Fitzgerald rules out blanket amnesty for those in long-term direct provision

Proposed legislation to speed up asylum process will only apply to new applicants

People arriving at the the Convention Centre Dublin  for the citizenship ceremonies for Ireland’s newest citizens. Photograph: Eric Luke/The Irish Times

People arriving at the the Convention Centre Dublin for the citizenship ceremonies for Ireland’s newest citizens. Photograph: Eric Luke/The Irish Times


A blanket amnesty for asylum seekers who have spent a long time in the direct provision system has been ruled out by the Minister for Justice.

At citizenship ceremony in Dublin yesterday, Frances Fitzgerald said she would not consider a blanket amnesty because many the 4,500 people in direct provision were “very connected into the legal system under judicial reviews at the moment”.

“And a number of people are under deportation orders whose cases are reasonably heard and who have been to the courts, those cases have to be dealt differently to others,” Ms Fitzgerald said. “But of course we’ll consider individual circumstances and make the very best decisions we can for those cases,” she added.

Direct provision, a system in which asylum seekers live in accommodation centres with food supplied and are given €19 a week until their applications are processed, has been widely criticised. Some groups have called for a blanket amnesty for those who have been in the system for years.

Promised new legislation aims to speed up the asylum application process, but it will only apply to new applicants.

Responding to concerns about children in direct provision, Ms Fitzgerald compared their situation to children who were living in “dreadful conditions” in refugee camps in Syria and Iraq. “In direct provision in Ireland children go to primary school, they go to secondary school they are involved in the local community,” she said.

The Minister said she would examine how to improve conditions for families, including giving them “more self-determination around certain aspects of direct provision”, including food or other issues that would “help with their parenting and give more of a sense of being able to be in charge of their own families within the context of direct provision”.

Also at yesterday’s citizenship ceremonies was Minister of State Aodhán Ó Ríordáin, who has responsibility for equality and new communities and who has described direct provision as “inhumane”.

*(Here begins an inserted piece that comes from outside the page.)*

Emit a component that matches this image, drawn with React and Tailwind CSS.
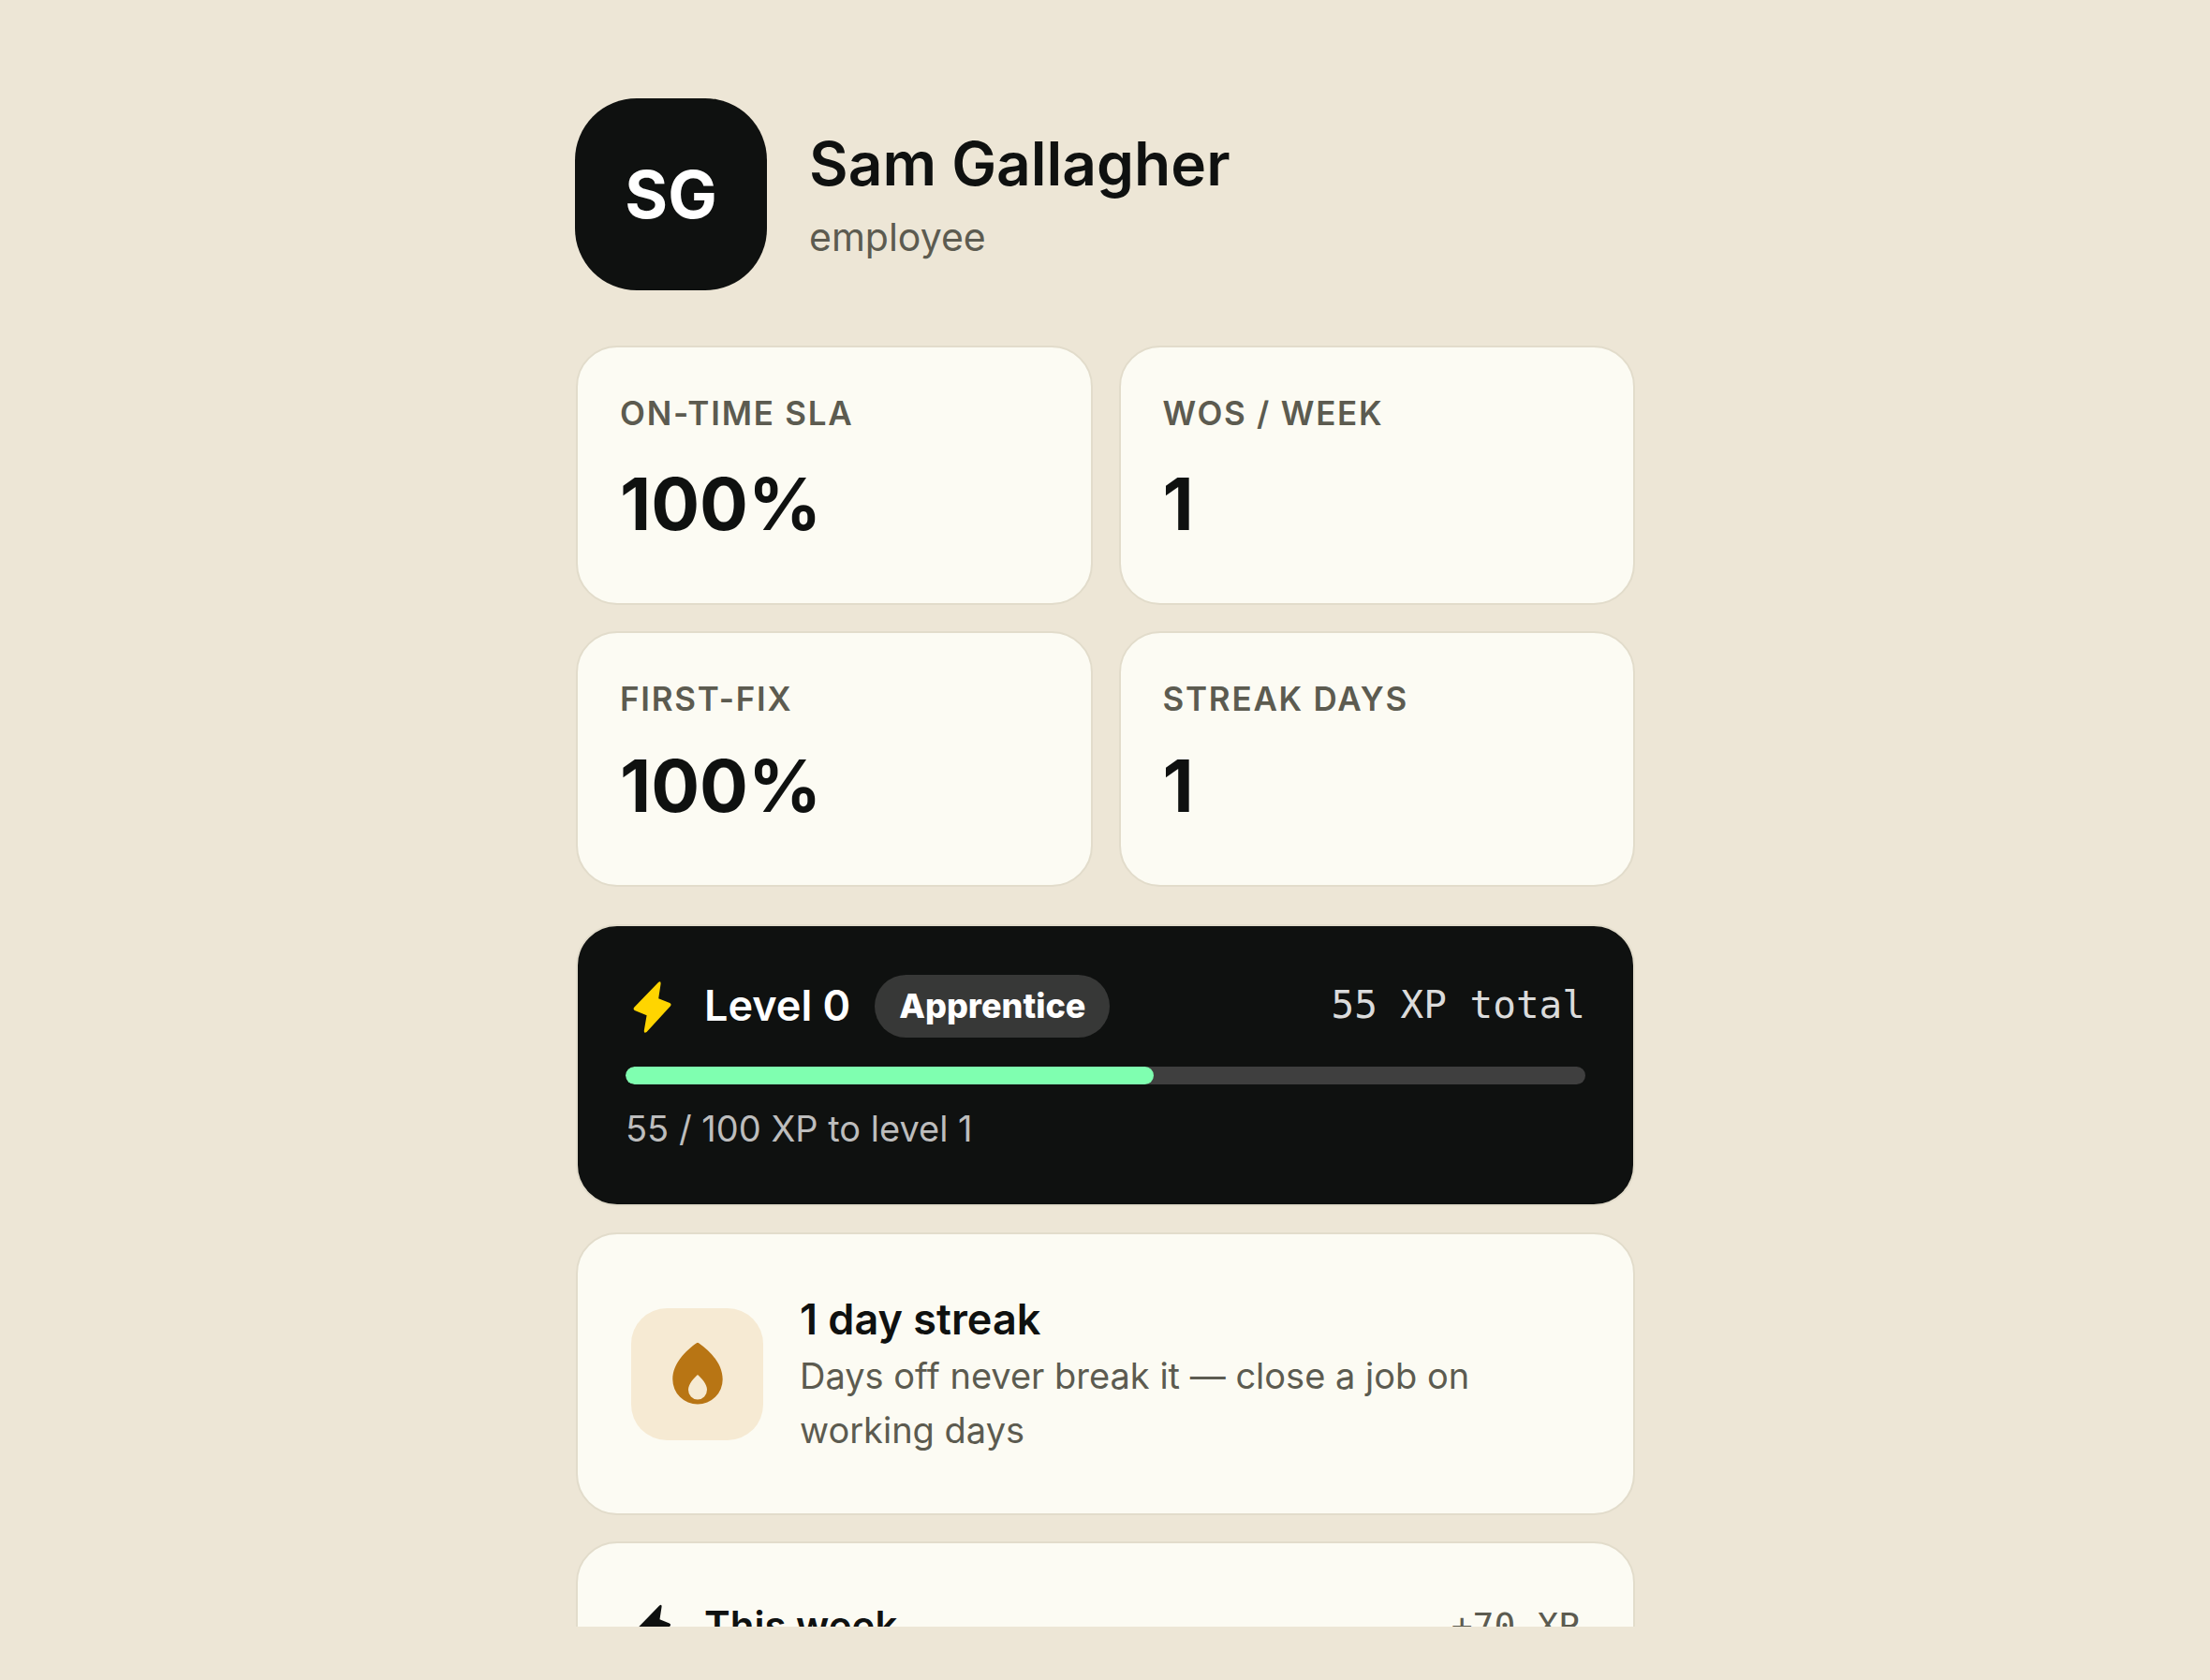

Mr Ó Ríordáin said he did have sympathy with the suggestion that for people who had been in the system for many years “due regard would be given to their situation”. “However, there are people who have deportation orders hanging over them so an amnesty in that regard would probably not be the way to go,” he said.

He also said he did not want to “raise expectations unnecessarily” about what the recently established working group, set up to examine the system, would recommend. He said he hoped the group would report in three months time.

Some 86 former asylum seekers were among the 3,275 people who became Irish citizens at a series of ceremonies yesterday presided over by the Ministers alternating and by Mr Justice Bryan McMahon, retired from the High Court.

Music at the uplifting event was supplied by the Garda Band, including the force’s answer to Michael Bublé, Garda Charles Kavanagh, who sang Home and Haven’t Met You Yet.

To a chorus of crying babies, Ms Fitzgerald gave the speech at the first ceremony yesterday. “You are Irish, you belong here, you’re one of us,” she told the participants, to much applause.

Mr Justice McMahon was also applauded when he told applicants that his parents and his grandparents back through the generations were born in Ireland and had lived here for centuries. However, he added, “after this ceremony I will have no greater legal rights in this country than you will have; under the Constitution all citizens are equal”.